As we venture into Kenya, the Zebras, Giraffes, Agents, Alligators, Owls, Bears, Labs, Penguins, Mustangs, and Explorers students are learning how to play the drum in two ways: playing in the middle and playing on the side/rim of the drum with their hands. The drum makes two distinct sounds when played in the middle and on the side.
Last week, students took turns on the tubano drum and it was challenging for students to try to place their hands on the rim. Many of them imitated me, taking my perspective on the side of the rim. They played the rim that was across from them instead of in front of them (playing the rim from my view). It took a lot of hand-eye coordination, some hand-over-hand assistance, and focus to play on the side of the drum. Some students were accustomed to playing fast with two hands sharing the drum head space. They worked on slowing down the beats and playing purposefully rather than automatically.

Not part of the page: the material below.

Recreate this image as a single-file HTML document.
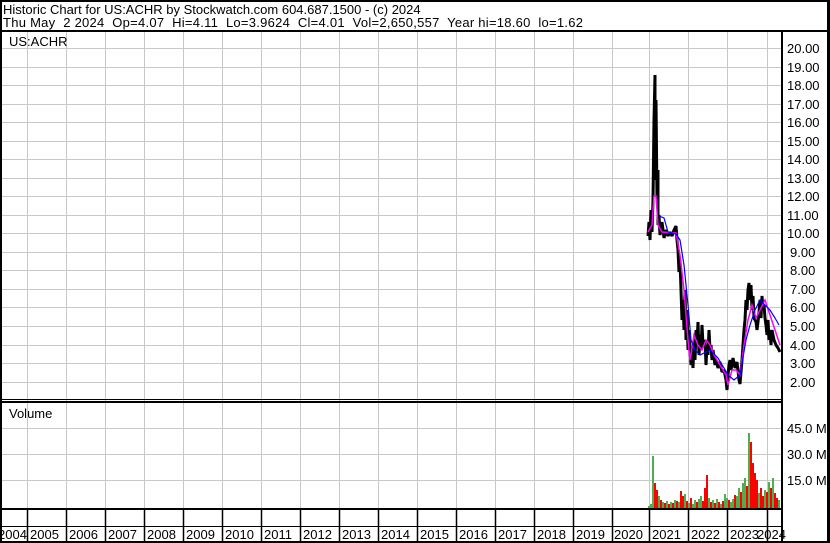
<!DOCTYPE html>
<html><head><meta charset="utf-8"><style>
html,body{margin:0;padding:0;background:#fff;}
svg{display:block;font-family:"Liberation Sans",Arial,sans-serif;}
.pre{white-space:pre;}
</style></head><body>
<svg width="830" height="543" viewBox="0 0 830 543" xmlns="http://www.w3.org/2000/svg">
<rect x="0" y="0" width="830" height="543" fill="#fff"/>
<g stroke="#c8c8c8" stroke-width="1">
<path d="M27.5 32V509M66.5 32V509M105.5 32V509M144.5 32V509M183.5 32V509M222.5 32V509M261.5 32V509M300.5 32V509M339.5 32V509M378.5 32V509M417.5 32V509M456.5 32V509M495.5 32V509M534.5 32V509M573.5 32V509M612.5 32V509M649.5 32V509M688.5 32V509M727.5 32V509M767.5 32V509"/>
<path d="M2 48.5H782M2 67.5H782M2 85.5H782M2 104.5H782M2 122.5H782M2 141.5H782M2 159.5H782M2 178.5H782M2 196.5H782M2 215.5H782M2 233.5H782M2 252.5H782M2 270.5H782M2 289.5H782M2 307.5H782M2 326.5H782M2 345.5H782M2 363.5H782M2 382.5H782"/>
<path d="M2 428.5H782M2 454.5H782M2 480.5H782"/>
</g>
<g fill="#000">
<rect x="0" y="0" width="830" height="2"/>
<rect x="0" y="30" width="830" height="2"/>
<rect x="0" y="0" width="2" height="543"/>
<rect x="827" y="0" width="3" height="543"/>
<rect x="0" y="541" width="830" height="2"/>
<rect x="781" y="30" width="2" height="513"/>
<rect x="0" y="399" width="783" height="1"/>
<rect x="0" y="401" width="783" height="2"/>
<rect x="0" y="508" width="783" height="2"/>
<rect x="0" y="526" width="783" height="1"/>
</g>
<g stroke="#000" stroke-width="1.5">
<path d="M27.5 509V541M66.5 509V541M105.5 509V541M144.5 509V541M183.5 509V541M222.5 509V541M261.5 509V541M300.5 509V541M339.5 509V541M378.5 509V541M417.5 509V541M456.5 509V541M495.5 509V541M534.5 509V541M573.5 509V541M612.5 509V541M649.5 509V541M688.5 509V541M727.5 509V541M767.5 509V541"/>
</g>
<g font-size="13" fill="#000">
<text x="3" y="14">Historic Chart for US:ACHR by Stockwatch.com 604.687.1500 - (c) 2024</text>
<text x="3" y="27" class="pre" xml:space="preserve" textLength="580" lengthAdjust="spacing">Thu May  2 2024  Op=4.07  Hi=4.11  Lo=3.9624  Cl=4.01  Vol=2,650,557  Year hi=18.60  lo=1.62</text>
<text x="9" y="46">US:ACHR</text>
<text x="9" y="418">Volume</text>
</g>
<g font-size="13" fill="#000">
<text x="787" y="53">20.00</text><text x="787" y="72">19.00</text><text x="787" y="90">18.00</text>
<text x="787" y="109">17.00</text><text x="787" y="127">16.00</text><text x="787" y="146">15.00</text>
<text x="787" y="164">14.00</text><text x="787" y="183">13.00</text><text x="787" y="201">12.00</text>
<text x="787" y="220">11.00</text><text x="787" y="238">10.00</text><text x="790" y="257">9.00</text>
<text x="790" y="275">8.00</text><text x="790" y="294">7.00</text><text x="790" y="312">6.00</text>
<text x="790" y="331">5.00</text><text x="790" y="350">4.00</text><text x="790" y="368">3.00</text>
<text x="790" y="387">2.00</text>
<text x="787" y="433">45.0 M</text><text x="787" y="459">30.0 M</text><text x="787" y="485">15.0 M</text>
</g>
<g font-size="13" fill="#000">
<text x="-2" y="539">2004</text><text x="30" y="539">2005</text><text x="69" y="539">2006</text>
<text x="108" y="539">2007</text><text x="147" y="539">2008</text><text x="186" y="539">2009</text>
<text x="225" y="539">2010</text><text x="264" y="539">2011</text><text x="303" y="539">2012</text>
<text x="342" y="539">2013</text><text x="381" y="539">2014</text><text x="420" y="539">2015</text>
<text x="459" y="539">2016</text><text x="498" y="539">2017</text><text x="537" y="539">2018</text>
<text x="576" y="539">2019</text><text x="614" y="539">2020</text><text x="652" y="539">2021</text>
<text x="691" y="539">2022</text><text x="730" y="539">2023</text><text x="757" y="539">2024</text>
</g>
<g>
<rect x="648" y="506" width="2" height="2" fill="#4caf50"/><rect x="650" y="504" width="2" height="4" fill="#4caf50"/>
<rect x="652" y="456" width="2" height="52" fill="#4caf50"/><rect x="654" y="483" width="2" height="25" fill="#f00"/>
<rect x="656" y="490" width="2" height="18" fill="#f00"/><rect x="658" y="496" width="2" height="12" fill="#4caf50"/>
<rect x="660" y="500" width="2" height="8" fill="#f00"/><rect x="662" y="502" width="2" height="6" fill="#4caf50"/>
<rect x="664" y="503" width="2" height="5" fill="#f00"/><rect x="666" y="501" width="2" height="7" fill="#4caf50"/>
<rect x="668" y="504" width="2" height="4" fill="#f00"/><rect x="670" y="502" width="2" height="6" fill="#4caf50"/>
<rect x="672" y="503" width="2" height="5" fill="#f00"/><rect x="674" y="500" width="2" height="8" fill="#4caf50"/>
<rect x="676" y="501" width="2" height="7" fill="#f00"/><rect x="678" y="502" width="2" height="6" fill="#4caf50"/>
<rect x="680" y="491" width="2" height="17" fill="#f00"/><rect x="682" y="496" width="2" height="12" fill="#f00"/>
<rect x="684" y="494" width="2" height="14" fill="#4caf50"/><rect x="686" y="501" width="2" height="7" fill="#f00"/>
<rect x="688" y="503" width="2" height="5" fill="#4caf50"/><rect x="690" y="498" width="2" height="10" fill="#f00"/>
<rect x="692" y="504" width="2" height="4" fill="#4caf50"/><rect x="694" y="500" width="2" height="8" fill="#4caf50"/>
<rect x="696" y="502" width="2" height="6" fill="#f00"/><rect x="698" y="499" width="2" height="9" fill="#4caf50"/>
<rect x="700" y="496" width="2" height="12" fill="#4caf50"/><rect x="702" y="501" width="2" height="7" fill="#f00"/>
<rect x="704" y="488" width="2" height="20" fill="#f00"/><rect x="706" y="475" width="2" height="33" fill="#f00"/>
<rect x="708" y="498" width="2" height="10" fill="#4caf50"/><rect x="710" y="502" width="2" height="6" fill="#f00"/>
<rect x="712" y="500" width="2" height="8" fill="#4caf50"/><rect x="714" y="503" width="2" height="5" fill="#f00"/>
<rect x="716" y="499" width="2" height="9" fill="#4caf50"/><rect x="718" y="502" width="2" height="6" fill="#f00"/>
<rect x="720" y="504" width="2" height="4" fill="#4caf50"/><rect x="722" y="501" width="2" height="7" fill="#f00"/>
<rect x="724" y="494" width="2" height="14" fill="#4caf50"/><rect x="726" y="498" width="2" height="10" fill="#4caf50"/>
<rect x="728" y="500" width="2" height="8" fill="#f00"/><rect x="730" y="502" width="2" height="6" fill="#4caf50"/>
<rect x="732" y="499" width="2" height="9" fill="#4caf50"/><rect x="734" y="495" width="2" height="13" fill="#f00"/>
<rect x="736" y="496" width="2" height="12" fill="#4caf50"/><rect x="738" y="488" width="2" height="20" fill="#4caf50"/>
<rect x="740" y="492" width="2" height="16" fill="#f00"/><rect x="742" y="483" width="2" height="25" fill="#4caf50"/>
<rect x="744" y="478" width="2" height="30" fill="#4caf50"/><rect x="746" y="486" width="2" height="22" fill="#f00"/>
<rect x="748" y="433" width="2" height="75" fill="#4caf50"/><rect x="750" y="442" width="2" height="66" fill="#f00"/>
<rect x="752" y="463" width="2" height="45" fill="#f00"/><rect x="754" y="473" width="2" height="35" fill="#f00"/>
<rect x="756" y="480" width="2" height="28" fill="#f00"/><rect x="758" y="493" width="2" height="15" fill="#4caf50"/>
<rect x="760" y="488" width="2" height="20" fill="#f00"/><rect x="762" y="496" width="2" height="12" fill="#f00"/>
<rect x="764" y="490" width="2" height="18" fill="#4caf50"/><rect x="766" y="492" width="2" height="16" fill="#f00"/>
<rect x="768" y="482" width="2" height="26" fill="#4caf50"/><rect x="770" y="488" width="2" height="20" fill="#f00"/>
<rect x="772" y="478" width="2" height="30" fill="#4caf50"/><rect x="774" y="493" width="2" height="15" fill="#f00"/>
<rect x="776" y="498" width="2" height="10" fill="#f00"/><rect x="778" y="500" width="2" height="8" fill="#4caf50"/>
</g>
<polyline fill="none" stroke="#000" stroke-width="3" stroke-linejoin="bevel" points="648,236 649,222 650,240 651,210 652,232 653,200 654,120 655,75 655,180 656,100 657,200 658,170 658,225 659,215 660,235 662,222 664,238 666,230 668,236 670,232 672,236 674,230 676,226 677,240 678,250 679,272 680,260 681,290 682,320 683,300 684,330 685,290 686,340 687,310 688,350 689,330 690,350 691,365 692,355 693,368 694,340 695,360 696,330 697,345 698,322 699,355 700,335 701,350 702,325 703,345 705,340 706,365 707,345 708,355 709,330 710,350 711,345 712,360 713,350 715,365 716,360 718,368 720,362 722,372 724,370 726,380 727,390 728,375 729,365 730,360 731,370 733,358 735,368 737,362 739,380 740,384 741,372 742,360 743,345 744,330 745,320 746,300 747,310 748,290 749,283 750,300 751,285 752,310 753,296 754,318 756,322 757,330 758,322 759,312 760,300 761,318 762,296 763,310 764,305 765,318 766,325 767,335 768,320 769,340 770,330 771,345 772,330 774,340 776,345 778,348 780,352"/>
<polyline fill="none" stroke="#f0f" stroke-width="1.5" points="648,232 652,225 654,196 656,196 658,225 662,232 676,233 680,255 684,290 688,340 690,360 694,335 698,345 702,350 706,340 710,345 714,355 720,365 726,375 728,385 732,370 736,370 740,375 744,345 748,320 752,305 756,318 760,310 765,300 770,315 775,330 780,345"/>
<polyline fill="none" stroke="#00f" stroke-width="1.2" points="659,216 664,218 668,232 676,234 680,240 684,265 688,305 691,340 695,350 700,355 710,350 718,358 724,368 728,375 734,380 740,375 746,340 750,325 755,310 760,300 765,305 770,310 775,318 779,325"/>
</svg>
</body></html>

To help, I spoke “middle, middle, side, side” in a rhythm for students to practice the location of their hits. After practicing on the tubano drum as a group, they got to try playing the middle and side by themselves on their own smaller drum. Students were not used to playing the drum with their hands without a mallet. I shared that if their hands were hurting, they were playing too hard or if they could not hear their neighbor, they were drumming too loud. These guidelines helped students play at an appropriate volume and force. No one has complained of sore hands or ears!
Now, we have begun playing together the pattern of “middle, middle, side, side “on our individual drums. In some classes, students successfully play the pattern and can play it fast together. They enjoy it and recognize that we are making a cool rhythmic sound. Some students even dance in their seats while playing. The music moves them!